▸ **SET EXERCISE**
Your task is to copy the listing exactly, with the pictures left out.

— begin RAW DATA —

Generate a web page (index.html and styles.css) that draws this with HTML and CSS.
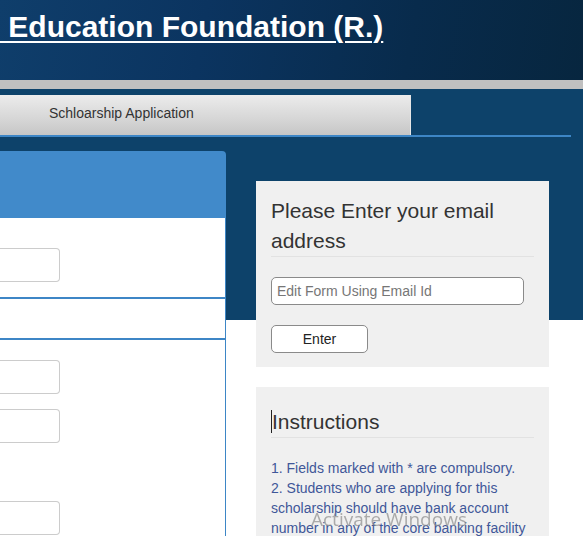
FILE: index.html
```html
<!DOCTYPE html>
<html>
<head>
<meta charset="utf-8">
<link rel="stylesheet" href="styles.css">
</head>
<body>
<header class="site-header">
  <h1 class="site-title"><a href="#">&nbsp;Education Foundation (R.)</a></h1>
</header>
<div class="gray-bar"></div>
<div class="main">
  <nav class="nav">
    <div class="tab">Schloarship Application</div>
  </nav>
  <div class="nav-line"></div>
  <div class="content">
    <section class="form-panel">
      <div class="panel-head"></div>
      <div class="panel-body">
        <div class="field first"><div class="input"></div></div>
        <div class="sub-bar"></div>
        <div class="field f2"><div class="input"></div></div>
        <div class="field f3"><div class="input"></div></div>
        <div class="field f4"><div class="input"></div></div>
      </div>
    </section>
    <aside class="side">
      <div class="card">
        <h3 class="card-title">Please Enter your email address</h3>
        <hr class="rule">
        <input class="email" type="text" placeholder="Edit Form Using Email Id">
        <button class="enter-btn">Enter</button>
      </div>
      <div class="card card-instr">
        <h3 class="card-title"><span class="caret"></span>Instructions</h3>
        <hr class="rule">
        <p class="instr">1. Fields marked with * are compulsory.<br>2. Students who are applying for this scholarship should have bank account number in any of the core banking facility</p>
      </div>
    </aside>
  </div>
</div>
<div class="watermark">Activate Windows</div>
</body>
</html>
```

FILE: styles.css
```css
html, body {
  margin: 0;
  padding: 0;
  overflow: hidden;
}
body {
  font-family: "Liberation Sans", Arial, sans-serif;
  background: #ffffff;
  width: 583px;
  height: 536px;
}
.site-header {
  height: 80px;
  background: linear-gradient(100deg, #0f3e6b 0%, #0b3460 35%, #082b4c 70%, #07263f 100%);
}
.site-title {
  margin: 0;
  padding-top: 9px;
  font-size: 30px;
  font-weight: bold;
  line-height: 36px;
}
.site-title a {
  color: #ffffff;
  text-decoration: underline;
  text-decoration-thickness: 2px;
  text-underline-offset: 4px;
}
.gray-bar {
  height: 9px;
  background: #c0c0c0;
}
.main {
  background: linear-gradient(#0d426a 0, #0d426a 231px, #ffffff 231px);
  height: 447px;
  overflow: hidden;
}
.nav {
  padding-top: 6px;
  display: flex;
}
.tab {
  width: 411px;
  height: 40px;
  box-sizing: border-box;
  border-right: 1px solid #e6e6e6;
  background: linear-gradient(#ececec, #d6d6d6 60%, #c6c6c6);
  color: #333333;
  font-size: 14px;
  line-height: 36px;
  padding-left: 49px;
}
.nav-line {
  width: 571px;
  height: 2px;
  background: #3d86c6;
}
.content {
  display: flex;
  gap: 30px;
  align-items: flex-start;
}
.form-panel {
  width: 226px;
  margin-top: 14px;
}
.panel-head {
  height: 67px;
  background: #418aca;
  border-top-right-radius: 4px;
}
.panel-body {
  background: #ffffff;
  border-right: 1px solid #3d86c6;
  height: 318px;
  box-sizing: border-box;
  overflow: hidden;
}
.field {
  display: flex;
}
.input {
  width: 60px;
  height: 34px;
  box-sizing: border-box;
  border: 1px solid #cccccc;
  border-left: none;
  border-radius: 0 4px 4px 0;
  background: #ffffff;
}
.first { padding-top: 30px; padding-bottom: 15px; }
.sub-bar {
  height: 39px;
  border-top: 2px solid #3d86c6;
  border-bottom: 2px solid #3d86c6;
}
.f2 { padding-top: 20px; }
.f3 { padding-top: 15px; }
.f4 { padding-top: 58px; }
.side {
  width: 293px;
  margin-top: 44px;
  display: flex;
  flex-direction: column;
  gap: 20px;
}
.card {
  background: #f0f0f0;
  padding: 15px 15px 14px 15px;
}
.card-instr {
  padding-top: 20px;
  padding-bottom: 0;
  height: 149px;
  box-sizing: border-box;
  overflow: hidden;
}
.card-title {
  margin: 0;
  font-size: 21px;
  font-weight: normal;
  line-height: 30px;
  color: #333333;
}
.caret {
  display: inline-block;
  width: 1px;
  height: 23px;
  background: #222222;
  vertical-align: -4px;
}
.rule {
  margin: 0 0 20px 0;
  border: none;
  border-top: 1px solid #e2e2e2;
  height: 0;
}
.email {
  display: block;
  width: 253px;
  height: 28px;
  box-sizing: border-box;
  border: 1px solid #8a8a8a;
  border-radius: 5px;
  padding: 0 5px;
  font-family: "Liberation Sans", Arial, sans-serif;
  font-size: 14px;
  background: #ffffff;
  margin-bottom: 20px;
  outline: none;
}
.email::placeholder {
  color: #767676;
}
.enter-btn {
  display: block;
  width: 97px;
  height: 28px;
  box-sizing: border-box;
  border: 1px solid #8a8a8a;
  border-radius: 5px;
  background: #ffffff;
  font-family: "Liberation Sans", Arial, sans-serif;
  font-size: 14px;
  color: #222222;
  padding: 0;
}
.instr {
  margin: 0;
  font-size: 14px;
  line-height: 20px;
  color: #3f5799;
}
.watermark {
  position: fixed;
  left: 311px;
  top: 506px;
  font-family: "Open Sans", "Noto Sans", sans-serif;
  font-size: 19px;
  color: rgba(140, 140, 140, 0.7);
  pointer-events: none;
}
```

— end RAW DATA —

▸ **SOLUTION**
Generate a web page (index.html and styles.css) that draws this with HTML and CSS.
FILE: index.html
```html
<!DOCTYPE html>
<html>
<head>
<meta charset="utf-8">
<link rel="stylesheet" href="styles.css">
</head>
<body>
<header class="site-header">
  <h1 class="site-title"><a href="#">&nbsp;Education Foundation (R.)</a></h1>
</header>
<div class="gray-bar"></div>
<div class="main">
  <nav class="nav">
    <div class="tab">Schloarship Application</div>
  </nav>
  <div class="nav-line"></div>
  <div class="content">
    <section class="form-panel">
      <div class="panel-head"></div>
      <div class="panel-body">
        <div class="field first"><div class="input"></div></div>
        <div class="sub-bar"></div>
        <div class="field f2"><div class="input"></div></div>
        <div class="field f3"><div class="input"></div></div>
        <div class="field f4"><div class="input"></div></div>
      </div>
    </section>
    <aside class="side">
      <div class="card">
        <h3 class="card-title">Please Enter your email address</h3>
        <hr class="rule">
        <input class="email" type="text" placeholder="Edit Form Using Email Id">
        <button class="enter-btn">Enter</button>
      </div>
      <div class="card card-instr">
        <h3 class="card-title"><span class="caret"></span>Instructions</h3>
        <hr class="rule">
        <p class="instr">1. Fields marked with * are compulsory.<br>2. Students who are applying for this scholarship should have bank account number in any of the core banking facility</p>
      </div>
    </aside>
  </div>
</div>
<div class="watermark">Activate Windows</div>
</body>
</html>
```

FILE: styles.css
```css
html, body {
  margin: 0;
  padding: 0;
  overflow: hidden;
}
body {
  font-family: "Liberation Sans", Arial, sans-serif;
  background: #ffffff;
  width: 583px;
  height: 536px;
}
.site-header {
  height: 80px;
  background: linear-gradient(100deg, #0f3e6b 0%, #0b3460 35%, #082b4c 70%, #07263f 100%);
}
.site-title {
  margin: 0;
  padding-top: 9px;
  font-size: 30px;
  font-weight: bold;
  line-height: 36px;
}
.site-title a {
  color: #ffffff;
  text-decoration: underline;
  text-decoration-thickness: 2px;
  text-underline-offset: 4px;
}
.gray-bar {
  height: 9px;
  background: #c0c0c0;
}
.main {
  background: linear-gradient(#0d426a 0, #0d426a 231px, #ffffff 231px);
  height: 447px;
  overflow: hidden;
}
.nav {
  padding-top: 6px;
  display: flex;
}
.tab {
  width: 411px;
  height: 40px;
  box-sizing: border-box;
  border-right: 1px solid #e6e6e6;
  background: linear-gradient(#ececec, #d6d6d6 60%, #c6c6c6);
  color: #333333;
  font-size: 14px;
  line-height: 36px;
  padding-left: 49px;
}
.nav-line {
  width: 571px;
  height: 2px;
  background: #3d86c6;
}
.content {
  display: flex;
  gap: 30px;
  align-items: flex-start;
}
.form-panel {
  width: 226px;
  margin-top: 14px;
}
.panel-head {
  height: 67px;
  background: #418aca;
  border-top-right-radius: 4px;
}
.panel-body {
  background: #ffffff;
  border-right: 1px solid #3d86c6;
  height: 318px;
  box-sizing: border-box;
  overflow: hidden;
}
.field {
  display: flex;
}
.input {
  width: 60px;
  height: 34px;
  box-sizing: border-box;
  border: 1px solid #cccccc;
  border-left: none;
  border-radius: 0 4px 4px 0;
  background: #ffffff;
}
.first { padding-top: 30px; padding-bottom: 15px; }
.sub-bar {
  height: 39px;
  border-top: 2px solid #3d86c6;
  border-bottom: 2px solid #3d86c6;
}
.f2 { padding-top: 20px; }
.f3 { padding-top: 15px; }
.f4 { padding-top: 58px; }
.side {
  width: 293px;
  margin-top: 44px;
  display: flex;
  flex-direction: column;
  gap: 20px;
}
.card {
  background: #f0f0f0;
  padding: 15px 15px 14px 15px;
}
.card-instr {
  padding-top: 20px;
  padding-bottom: 0;
  height: 149px;
  box-sizing: border-box;
  overflow: hidden;
}
.card-title {
  margin: 0;
  font-size: 21px;
  font-weight: normal;
  line-height: 30px;
  color: #333333;
}
.caret {
  display: inline-block;
  width: 1px;
  height: 23px;
  background: #222222;
  vertical-align: -4px;
}
.rule {
  margin: 0 0 20px 0;
  border: none;
  border-top: 1px solid #e2e2e2;
  height: 0;
}
.email {
  display: block;
  width: 253px;
  height: 28px;
  box-sizing: border-box;
  border: 1px solid #8a8a8a;
  border-radius: 5px;
  padding: 0 5px;
  font-family: "Liberation Sans", Arial, sans-serif;
  font-size: 14px;
  background: #ffffff;
  margin-bottom: 20px;
  outline: none;
}
.email::placeholder {
  color: #767676;
}
.enter-btn {
  display: block;
  width: 97px;
  height: 28px;
  box-sizing: border-box;
  border: 1px solid #8a8a8a;
  border-radius: 5px;
  background: #ffffff;
  font-family: "Liberation Sans", Arial, sans-serif;
  font-size: 14px;
  color: #222222;
  padding: 0;
}
.instr {
  margin: 0;
  font-size: 14px;
  line-height: 20px;
  color: #3f5799;
}
.watermark {
  position: fixed;
  left: 311px;
  top: 506px;
  font-family: "Open Sans", "Noto Sans", sans-serif;
  font-size: 19px;
  color: rgba(140, 140, 140, 0.7);
  pointer-events: none;
}
```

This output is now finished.